Zweitens ist es der Ansatz, der Blick auf den Alltag und sogar das Extraordinäre, der für den Film einnimmt und der sich nicht mit irgendeiner politischen Agenda gemeinmacht. JODAEIYE NADER AZ SIMIN ist ein vielschichtiges und komplexes Sozial- und Beziehungsdrama (im weiteren Sinne), das nicht das Theokratische der Mullahs kritisiert oder irgendwelchen rigiden „traditionellen“ Zustände anklagt. So gut Jafar Panahis OFFSIDE auch ist, es ist doch einen Film, der dem Westen mit seiner Haltung arg entgegenkommt. Leicht ist es, das zu feiern, die Zeichnung des Fremden als solches zu genießen, um nur bestätigt zu bekommen, was man ohnehin schon wusste. Hach, das Religiöse im Staatlichen, Säkularen, ist das nicht gestrig, ergebnislos? JODAEIYE NADER AZ SIMIN hat eine Szene, in dem die Zugehfrau Razieh in ihrem kleinen Adressheftlein blättert, um eine Telefonnummer herauszusuchen: die der Glaubenshotline. Sie ruft an und erkundigt sich: Ob es der Islam erlaube, dass sie den alten Mann, der sich beschmutzt hat, säubert – schließlich sei niemand sonst da. Ein für uns natürlich Akt der Nächstenliebe muss hier erlaubt werden. Lachhaft! Aber wir uns eine solche Telefonnummer nicht manchmal auch wünschen, vielleicht nicht, um religiöse Alltagsfragen zu klären, sondern um uns Beistand zu holen, wenn wir nicht mehr wissen, was zu tun, was richtig und was falsch ist, hinsichtlich auch und gerade ganz konkreter Anliegen, für die wir eine Absolution wünschen?
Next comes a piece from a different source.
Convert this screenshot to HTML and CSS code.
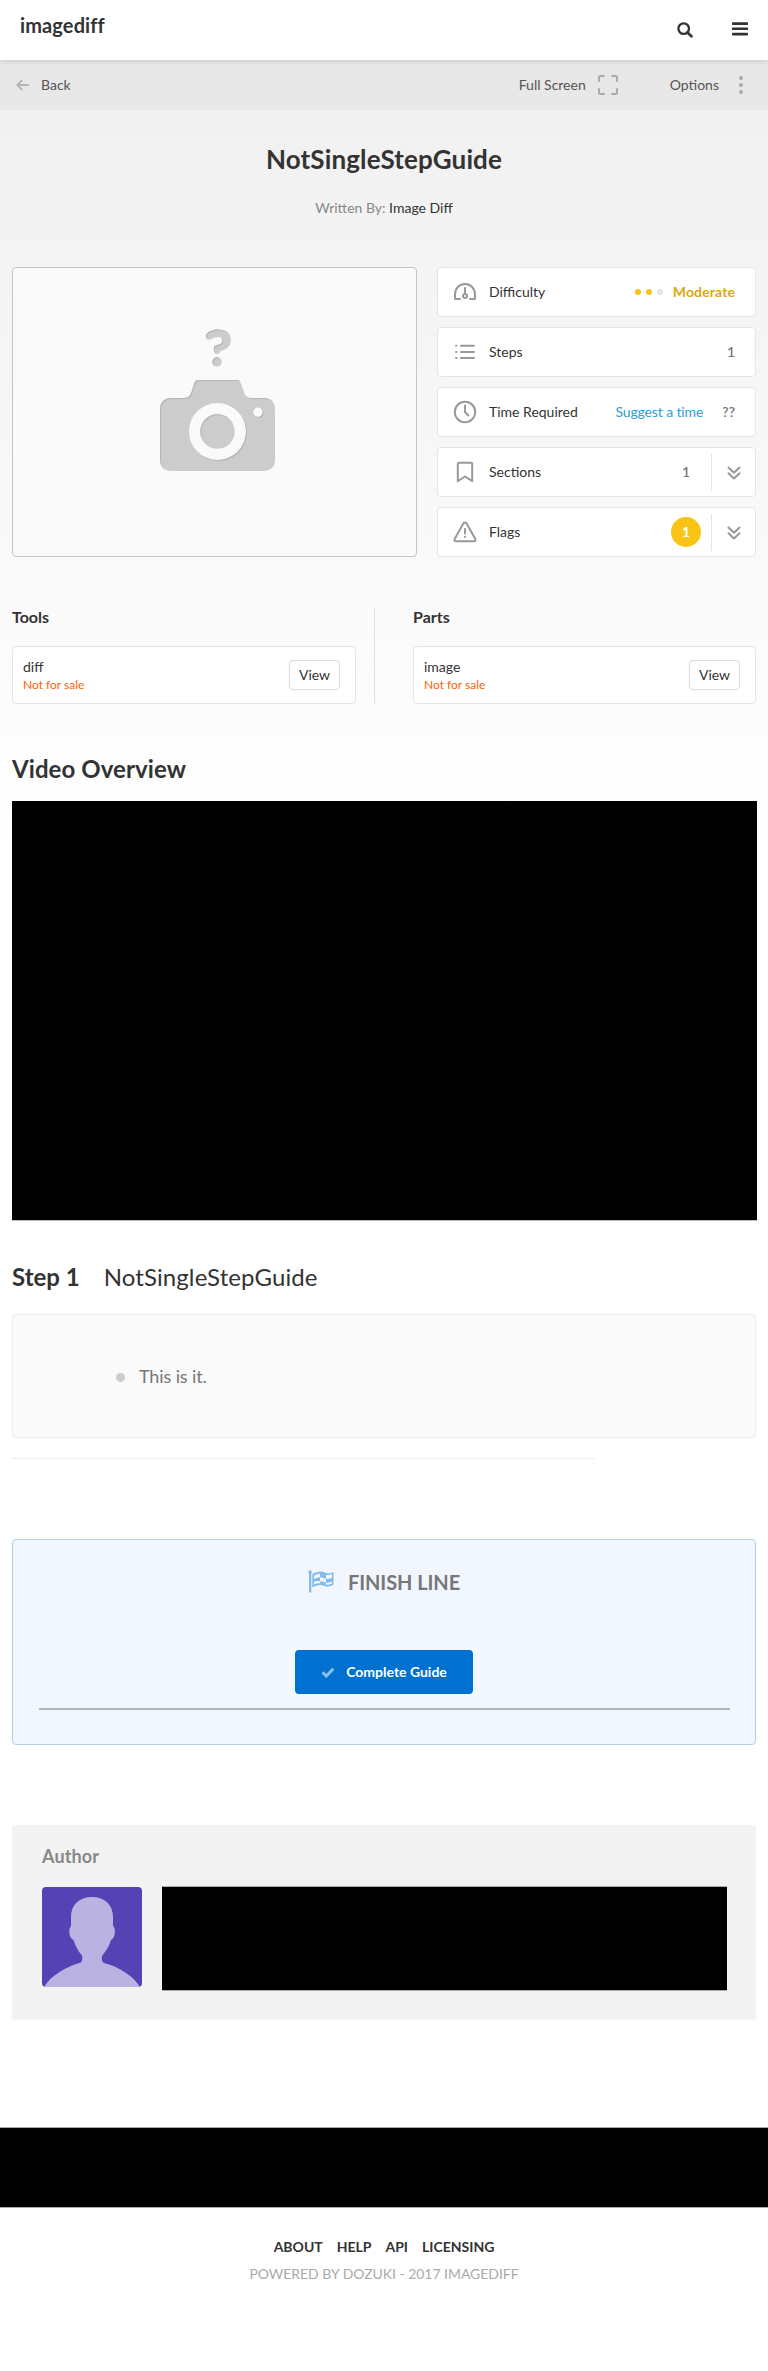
FILE: index.html
```html
<!DOCTYPE html>
<html lang="en">
<head>
<meta charset="utf-8">
<title>NotSingleStepGuide</title>
<link rel="stylesheet" href="styles.css">
</head>
<body>
<header class="site-header">
  <a class="brand">imagediff</a>
  <div class="header-icons">
    <svg width="16" height="16" viewBox="0 0 16 16" fill="none" stroke="#333" stroke-width="2.3"><circle cx="6.7" cy="6.6" r="5.3"/><path d="M10.5 10.5L14.4 14.2" stroke-width="2.7" stroke-linecap="round"/></svg>
    <svg width="16" height="14" viewBox="0 0 16 14" fill="#333"><rect width="16" height="2.7" rx=".7" y=".2"/><rect y="5.4" width="16" height="2.7" rx=".7"/><rect y="10.7" width="16" height="2.7" rx=".7"/></svg>
  </div>
</header>
<main class="page">
  <nav class="toolbar">
    <div class="tool back">
      <svg width="14" height="12" viewBox="0 0 14 12" fill="none" stroke="#b4b4b4" stroke-width="1.8" stroke-linecap="round" stroke-linejoin="round"><path d="M12.2 6H1.4M5.8 1.5L1.3 6l4.5 4.5"/></svg>
      <span>Back</span>
    </div>
    <div class="tool full">
      <span>Full Screen</span>
      <svg width="20" height="20" viewBox="0 0 20 20" fill="none" stroke="#aaa" stroke-width="2" stroke-linecap="round" stroke-linejoin="round"><path d="M1 6V2.500Q1 1 2.500 1H6M14 1h3.500Q19 1 19 2.500V6M19 14v3.500q0 1.500-1.500 1.500H14M6 19H2.500Q1 19 1 17.500V14"/></svg>
    </div>
    <div class="tool options">
      <span>Options</span>
      <svg width="4" height="18" viewBox="0 0 4 18" fill="#aaa"><circle cx="2" cy="2" r="2"/><circle cx="2" cy="9" r="2"/><circle cx="2" cy="16" r="2"/></svg>
    </div>
  </nav>

  <h1 class="title">NotSingleStepGuide</h1>
  <p class="byline">Written By: <a>Image Diff</a></p>

  <section class="intro">
    <div class="photo">
      <svg width="403" height="288" viewBox="0 0 403 288">
        <defs><filter id="lip" x="-5%" y="-5%" width="110%" height="110%"><feOffset in="SourceAlpha" dx="1" dy="1" result="o"/><feComposite in="SourceAlpha" in2="o" operator="out" result="edge"/><feFlood flood-color="#b5b5b5"/><feComposite in2="edge" operator="in" result="c"/><feMerge><feMergeNode in="SourceGraphic"/><feMergeNode in="c"/></feMerge></filter></defs>
        <g filter="url(#lip)" fill="#ccc">
          <path d="M199.500 70.500Q197 72.500 194.500 71.500Q192.500 70.500 192.800 67.500C193.500 64 200 61.500 205 61.500C213 61.500 217.800 65.500 217.800 72C217.800 78 214 81.500 207.500 83Q206.500 86 204 86Q200.700 86 200.700 79.500Q201 77.500 204 77Q209.500 76 209.500 72.500Q209.500 69 205 69Q202 69 199.500 70.500Z"/>
          <circle cx="204" cy="94" r="4.700"/>
          <path fill-rule="evenodd" d="M159 130H171Q176.500 130 178.500 124L181 116Q182 112 185 112H224Q227 112 228.200 116L231 124Q233 130 237.500 130H250Q262 130 262 142V191Q262 203 250 203H159Q147 203 147 191V142Q147 130 159 130ZM204.500 135A28.500 28.500 0 1 0 204.500 192A28.500 28.500 0 1 0 204.500 135ZM245 139.500A4.700 4.700 0 1 0 245 148.900A4.700 4.700 0 1 0 245 139.500Z"/>
          <circle cx="204.500" cy="163.500" r="17.200"/>
        </g>
      </svg>
    </div>
    <div class="facts">
      <div class="fact">
        <svg class="fi" width="24" height="24" viewBox="0 0 24 24"><path d="M7 19H2.500Q2 19 2 18.500V14.500C2 8.500 6.400 4 12 4s10 4.500 10 10.500v4q0 .5-.5.500H17M12 8v6"/><circle cx="12" cy="16" r="2"/></svg>
        <span class="label">Difficulty</span>
        <span class="dots"><i></i><i></i><i class="off"></i></span>
        <span class="value moderate">Moderate</span>
      </div>
      <div class="fact">
        <svg class="fi" width="24" height="24" viewBox="0 0 24 24"><path d="M8 5.700h13M8 12h13M8 18h13"/><path d="M2.300 5.700h1.800M2.300 12h1.800M2.300 18h1.800" stroke-linecap="butt"/></svg>
        <span class="label">Steps</span>
        <span class="value">1</span>
      </div>
      <div class="fact">
        <svg class="fi" width="24" height="24" viewBox="0 0 24 24"><circle cx="12" cy="12" r="10.200"/><path d="M12 5.500V12l3.300 3.500"/></svg>
        <span class="label">Time Required</span>
        <a class="suggest">Suggest a time</a>
        <span class="value">??</span>
      </div>
      <div class="fact expandable">
        <svg class="fi" width="24" height="24" viewBox="0 0 24 24"><path d="M6 2.700h12q1.200 0 1.200 1.200V21.200L12 16.500l-7.200 4.700V3.900Q4.800 2.700 6 2.700Z"/></svg>
        <span class="label">Sections</span>
        <span class="count">1</span>
        <span class="more"><svg width="14" height="14" viewBox="0 0 14 14"><path d="M1.500 1.500L7 6.700l5.500-5.200M1.500 7.200L7 12.400l5.500-5.200"/></svg></span>
      </div>
      <div class="fact expandable">
        <svg class="fi" width="24" height="24" viewBox="0 0 24 24"><path d="M10.300 3.600L1.700 19.100Q1 21.200 3 21.200H21Q23 21.200 22.300 19.100L13.700 3.600Q12 1.500 10.300 3.600ZM12 9v4.500M12 16.800v.3"/></svg>
        <span class="label">Flags</span>
        <span class="count badge">1</span>
        <span class="more"><svg width="14" height="14" viewBox="0 0 14 14"><path d="M1.500 1.500L7 6.700l5.500-5.200M1.500 7.200L7 12.400l5.500-5.200"/></svg></span>
      </div>
    </div>
  </section>

  <section class="supplies">
    <div class="supply tools">
      <h3>Tools</h3>
      <div class="item"><div><p class="name">diff</p><p class="sale">Not for sale</p></div><button class="view">View</button></div>
    </div>
    <div class="supply parts">
      <h3>Parts</h3>
      <div class="item"><div><p class="name">image</p><p class="sale">Not for sale</p></div><button class="view">View</button></div>
    </div>
  </section>

  <h2 class="video-title">Video Overview</h2>
  <div class="video"></div>

  <h2 class="step-title"><strong>Step 1</strong><span>NotSingleStepGuide</span></h2>
  <ul class="step-body"><li>This is it.</li></ul>
  <div class="divider"></div>

  <section class="finish">
    <h2><svg width="26" height="23" viewBox="0 0 26 23"><g fill="#82bae8"><circle cx="2" cy="2" r="1.800"/><rect x="1" y="2" width="2.300" height="20.500"/><path d="M4.300 4.200C10 .5 14 1 18 3c3 1 5 .2 7.500-1.300V14.500c-3 2-6 3-9 1.500-4-2-8-1-12.200 1.300Z"/></g><path fill="#f2f7ff" d="M6 5.600Q9 3.800 12 3.500V7.200Q9 7.500 6 9ZM12 7.300Q15 7.500 18 9V12.800Q15 11.300 12 11.200ZM18 5Q21 5.400 24 4V7.700Q21 9.200 18 8.900ZM6 11.500Q9 10.700 12 11.200V13Q9 13.200 6 14.500ZM18 12.800Q21 13.100 24 11.500V13.400Q21 15 18 14.800Z"/></svg><span>FINISH LINE</span></h2>
    <button class="complete"><svg width="14" height="11" viewBox="0 0 14 11"><path d="M1.500 5.300L5.300 9L12.300 1.700" fill="none" stroke="#8fc1ec" stroke-width="3"/></svg><span>Complete Guide</span></button>
    <div class="rule"></div>
  </section>

  <section class="author">
    <h3>Author</h3>
    <div class="author-row">
      <svg class="avatar" width="100" height="100" viewBox="0 0 100 100"><rect width="100" height="100" fill="#5543b5"/><path fill="#bab2e0" d="M50 10C63 10 71 18 71 30V39C74 41 73.500 51 69 53C67 60 63 65 60 69C59.500 73 60 75 62 76C78 80 92 90 98 100H2C9 88 24 80 39 75.500C40.500 73 40.500 71 40 68.500C36 64 33 58 31.500 53C27 51 26 42 29 39V30C29 18 37 10 50 10Z"/></svg>
      <div class="bio"></div>
    </div>
  </section>

  <div class="banner"></div>
  <footer class="footer">
    <nav><a>ABOUT</a><a>HELP</a><a>API</a><a>LICENSING</a></nav>
    <p>POWERED BY DOZUKI - 2017 IMAGEDIFF</p>
  </footer>
</main>
</body>
</html>
```

FILE: styles.css
```css
* { box-sizing: border-box; }
body { margin: 0; font: 14px/20px Lato, sans-serif; color: #333; background: #fff; }
h1, h2, h3, p, ul { margin: 0; padding: 0; }
svg { display: block; flex: none; }
button { font: inherit; cursor: pointer; }

.site-header { height: 60px; padding: 0 20px; display: flex; justify-content: space-between; background: #fff; box-shadow: 0 0 6px rgba(0,0,0,.18); position: relative; }
.brand { font-size: 20px; line-height: 24px; font-weight: 700; padding-top: 13px; letter-spacing: .12px; }
.header-icons { display: flex; gap: 39px; padding: 22px 0 0; }

.page { height: 2311px; background: linear-gradient(#f0f0f0, #fff 800px); }
.toolbar { height: 50px; display: flex; align-items: center; background: rgba(0,0,0,.035); color: #555; padding: 0 25px 0 16px; }
.tool { display: flex; align-items: center; }
.back { gap: 11px; margin-right: auto; }
.full { gap: 12px; margin-right: 52px; }
.options { gap: 20px; }

.title { font-size: 26px; line-height: 32px; text-align: center; margin-top: 33px; letter-spacing: .13px; }
.byline { text-align: center; margin-top: 23px; color: #888; }
.byline a { color: #333; }

.intro { display: flex; gap: 20px; margin: 49px 12px 0; }
.photo { width: 405px; height: 290px; border: 1px solid #c4c4c4; border-radius: 4px; background: #fafafa; }
.facts { flex: 1; display: flex; flex-direction: column; gap: 10px; }
.fact { height: 50px; display: flex; align-items: center; background: #fff; border: 1px solid #e5e5e5; border-radius: 4px; padding: 0 20px 0 15px; }
.fi, .more svg { fill: none; stroke: #999; stroke-width: 2; stroke-linecap: round; stroke-linejoin: round; }
.label { margin: 0 auto 0 12px; }
.value, .count { color: #777; font-weight: 600; }
.moderate { color: #dba90c; font-weight: 700; letter-spacing: .12px; }
.dots { display: flex; gap: 5px; margin-right: 10px; }
.dots i { width: 6px; height: 6px; border-radius: 50%; background: #f9c414; }
.dots .off { background: #e5e5e5; }
.suggest { color: #2a9fd8; margin-right: 19px; letter-spacing: -.12px; }
.expandable { padding-right: 0; }
.count { width: 30px; height: 30px; line-height: 30px; text-align: center; margin-right: 10px; }
.badge { background: #f9c414; color: #fff; border-radius: 50%; font-weight: 700; }
.more { width: 44px; height: 37px; border-left: 1px solid #e5e5e5; display: flex; align-items: center; justify-content: center; padding-top: 2px; }

.supplies { display: flex; margin: 50px 12px 0; }
.supply h3 { font-size: 16px; line-height: 20px; margin-bottom: 19px; }
.tools { width: 363px; padding-right: 18px; border-right: 1px solid #e0e0e0; }
.parts { flex: 1; padding-left: 38px; }
.item { height: 58px; display: flex; justify-content: space-between; align-items: center; background: #fff; border: 1px solid #e5e5e5; border-radius: 4px; padding: 0 15px 0 10px; }
.name { line-height: 18px; }
.sale { font-size: 12px; line-height: 17px; color: #f96206; }
.view { width: 51px; height: 30px; padding: 0; background: #fff; border: 1px solid #ddd; border-radius: 4px; color: #333; }

.video-title { font-size: 24px; line-height: 30px; margin: 50px 12px 17px; letter-spacing: .08px; }
.video { height: 420px; margin: 0 11px 0 12px; background: #000; border-bottom: 1px solid #bbb; }
.step-title { font-size: 24px; line-height: 30px; margin: 41px 12px 22px; font-weight: 400; display: flex; gap: 24px; }
.step-title span { letter-spacing: .1px; }
.step-body { height: 124px; margin: 0 12px; border: 1px solid #eee; border-radius: 4px; background: #fafafa; padding: 49px 0 0 103px; list-style: none; }
.step-body li { display: flex; align-items: center; gap: 14px; font-size: 18px; line-height: 24px; color: #777; letter-spacing: -.12px; }
.step-body li::before { content: ""; width: 9px; height: 9px; margin-top: 2px; border-radius: 50%; background: #ccc; }
.divider { height: 1px; width: 583px; margin: 20px 12px 0; background: #eee; }

.finish { height: 206px; margin: 80px 12px 0; padding: 0 25px; border: 1px solid #b0d0ea; border-radius: 4px; background: #f2f7ff; display: flex; flex-direction: column; align-items: center; }
.finish h2 { font-size: 20px; line-height: 24px; margin-top: 30px; color: #777; display: flex; gap: 14px; letter-spacing: -.08px; }
.complete { width: 178px; height: 44px; margin-top: 56px; border: 0; border-radius: 4px; background: #0071d0; color: #fff; font-weight: 700; display: flex; align-items: center; justify-content: center; gap: 11px; padding: 0; }
.rule { align-self: stretch; height: 2px; margin: 14px 0 0 1px; background: #b0b8bc; }

.author { height: 195px; margin: 80px 12px 0; padding: 20px 29px 0 30px; border-radius: 4px; background: #f3f3f3; }
.author h3 { font-size: 18px; line-height: 22px; color: #888; letter-spacing: .1px; }
.author-row { display: flex; gap: 20px; margin-top: 19px; }
.avatar { border-radius: 4px; margin-top: 1px; }
.bio { flex: 1; height: 105px; background: #000; border: solid #aaa; border-width: 1px 0; }
.banner { height: 81px; margin-top: 107px; background: #000; border: solid #aaa; border-width: 1px 0; }
.footer { text-align: center; padding-top: 29px; }
.footer nav { display: flex; justify-content: center; gap: 14px; font-weight: 700; }
.footer p { margin-top: 7px; color: #aaa; letter-spacing: -.04px; }
```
Doch da ist mehr noch: JODAEIYE NADER AZ SIMIN zeigt auch, welche Lebendigkeit in diesem „gestrigen“ Justiz-, Glaubens- und Gerechtigkeitssystem herrscht. Der Beamtenrichter ist kein Unmensch, sondern um Aufklärung und Gerechtigkeit bemüht. Dass sich der der Fall wie die Figuren nicht einfach in Richtig und Falsch auseinanderdividieren lässt, ehrt den Film, verunglimpft aber auch nicht die Figur des Richters selbst. Ein selten gelungener Spagat. Und schließlich zeigt JODAEIYE NADER AZ SIMIN eine archaisch anmutende, letztlich aber weitaus zivilere Grauzone und „Ersatzgerechtigkeit“: Das Blutgeld, das Aushandeln einer Entschädigung auf privater, nicht jedoch persönlicher Ebene. Im Grunde – und das ist der größte Affront gegenüber der steifen Verfahrensgerechtigkeit des Westens, in der Recht vor allem nach dem bemessen wird, was am Ende eines avisierten idealen Prozesses herauskommt – zeigt der Film eine Eigenjustiz der Menschen und des Glaubens, die ihren Figuren und damit den Menschen noch innere Werte und Aufrichtigkeit zubemisst. Verpflichtungen, die jenseits von Justiz liegen, die mit persönlicher Ehre und Verantwortung zu tun haben. „Moderne“ Gerechtigkeit geschieht in JODAEIYE NADER AZ SIMIN in einem zentralen Punkt nur, weil unspektakulär auf „archaische“ Verpflichtungen verwiesen wird – was unser „aufgeklärtes“ Selbstverständnis peinlich unterläuft. Das funktioniert nur, weil Farhadi seine Figuren – und den Menschen – Gutes zutraut; es ist ein letztlich sehr humanes, überhaupt nicht zynisches Bild, dass der Iraner zeichnet, und daraus gerade seine „Thriller-Spannung“ zu ziehen versteht.

Zuletzt aber entscheidet auch JODAEIYE NADER AZ SIMIN gar nicht, bleibt am Ende provokant neutral – und wirft den Zuschauer auf sich selbst zurück, bietet ihm kein Angebot, nicht mal eines, an dem er sich abkämpfen könnte, weil er selbst andere Meinung ist. Letztes Jahr hat Asghar Farhadi für DARBAREYE ELLY den Silbernen Bären bekommen. JODAEIYE NADER AZ SIMIN hätte dieses Jahr nicht nur den Goldenen verdient, weil er in perfektem Maß, drängend und unwiderstehlich mitreißend, dabei spröde und packend eine wie gewachsene Geschichte erzählt. Sondern weil diese Geschichte uns von einem fremden Land erzählt und gerade damit uns den Spiegel vorhält, der schwer macht, sich kulturell, gesellschaftlich und politisch zu distanzieren – oder überlegen zu fühlen. Und einer, der uns ganz sachlich ins Herz trifft und darüber leise, nachhaltig: bis ins Mark.